# SHHHHH PAige is almost 10!!!!



## SuzyE (Apr 22, 2005)

well believe it or not I have to consider my dog a senior. Paige will be 10 on halloween which is only fitting. she can still run with the best of them and kick one year old TRAvis's butt. Paige refuses to lose her reign as top dog!!
how many of you have GSDS that are 10 or over? sounds old for a GSD I guess but Paige has not changed much physically and she is the same ol' queen brat as she always was! so hat's off to the "Seniors"


----------



## doggiedad (Dec 2, 2007)

i'm glad Paige is doing well. i like her name.


----------



## JeanKBBMMMAAN (May 11, 2005)

We will not tell. And we certainly won't tell her she is a senior! 

I think the feisty ones are like Granny on the Beverly Hillbillies! They'll live long, strong lives. 

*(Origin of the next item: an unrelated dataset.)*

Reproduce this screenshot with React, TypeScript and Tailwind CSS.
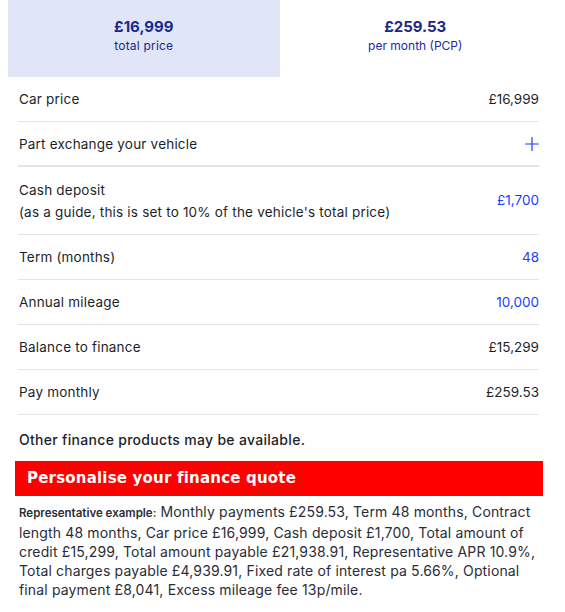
import { Plus } from 'lucide-react';

const rows = [
  { label: 'Car price', value: '£16,999', blue: false },
  { label: 'Part exchange your vehicle', plus: true },
  { label: 'Cash deposit', sub: "(as a guide, this is set to 10% of the vehicle's total price)", value: '£1,700', blue: true },
  { label: 'Term (months)', value: '48', blue: true },
  { label: 'Annual mileage', value: '10,000', blue: true },
  { label: 'Balance to finance', value: '£15,299', blue: false },
  { label: 'Pay monthly', value: '£259.53', blue: false },
];

export default function App() {
  return (
    <div className="w-[565px] h-[612px] bg-white text-[#1c1f2a] font-['Inter',sans-serif] overflow-hidden">
      {/* price tabs */}
      <div className="ml-[8px] w-[543px] grid grid-cols-2 h-[77px]">
        <div className="bg-[#e0e5f7] flex flex-col items-center justify-center pb-[5px]">
          <div className="text-[15px] font-bold text-[#1b2a8a] leading-[20px]">£16,999</div>
          <div className="text-[12px] text-[#1b2a8a] leading-[18px] tracking-[0.2px]">total price</div>
        </div>
        <div className="flex flex-col items-center justify-center pb-[5px]">
          <div className="text-[15px] font-bold text-[#1b2a8a] leading-[20px]">£259.53</div>
          <div className="text-[12px] text-[#1b2aa8] leading-[18px]">per month (PCP)</div>
        </div>
      </div>

      {/* rows */}
      <div className="ml-[18px] w-[521px]">
        {rows.map((r, i) => (
          <div
            key={i}
            className={`flex items-center justify-between pl-px text-[13.5px] ${
              r.sub ? 'h-[68px]' : 'h-[45px]'
            } ${r.plus ? 'border-b-2 border-[#e4e4e6]' : 'border-b border-[#e4e4e6]'}`}
          >
            <div className="leading-[22px] tracking-[0.2px]">
              <div>{r.label}</div>
              {r.sub && <div>{r.sub}</div>}
            </div>
            {r.plus ? (
              <Plus className="w-[22px] h-[22px] text-[#1a3cff] -mr-[4px]" strokeWidth={1.3} />
            ) : (
              <div className={r.blue ? 'text-[#1a3cff]' : ''}>{r.value}</div>
            )}
          </div>
        ))}
      </div>

      <p className="ml-[19px] mt-[15px] text-[14px] tracking-[0.3px] font-medium leading-[20px]">
        Other finance products may be available.
      </p>

      <div className="ml-[15px] mt-[11px] w-[528px] h-[35px] bg-[#ff0000] flex items-center pl-[12px]">
        <span className="text-white font-bold text-[15px] tracking-[0.2px] font-['DejaVu_Sans',sans-serif]">
          Personalise your finance quote
        </span>
      </div>

      <p className="ml-[19px] mt-[6px] w-[525px] text-[14px] tracking-[0.15px] leading-[19px] text-[#2a2d38]">
        <span className="text-[11.5px] tracking-[0px] font-semibold">Representative example:</span> Monthly payments
        £259.53, Term 48 months, Contract length 48 months, Car price £16,999, Cash deposit £1,700, Total amount of
        credit £15,299, Total amount payable £21,938.91, Representative APR 10.9%, Total charges payable
        £4,939.91, Fixed rate of interest pa 5.66%, Optional final payment £8,041, Excess mileage fee 13p/mile.
      </p>
    </div>
  );
}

PICTURES! (sorry-outburst)


----------



## 3K9Mom (Jun 12, 2006)

Oh, we most certainly WILL tell. We want a party. A real party. A big cheeseburgers, cake AND Arbys party. No fair giving her leftover Halloween cake. Paige gets her OWN BIG party. 

A decade. That's big. And we want a party to match.









With photos, of course!


----------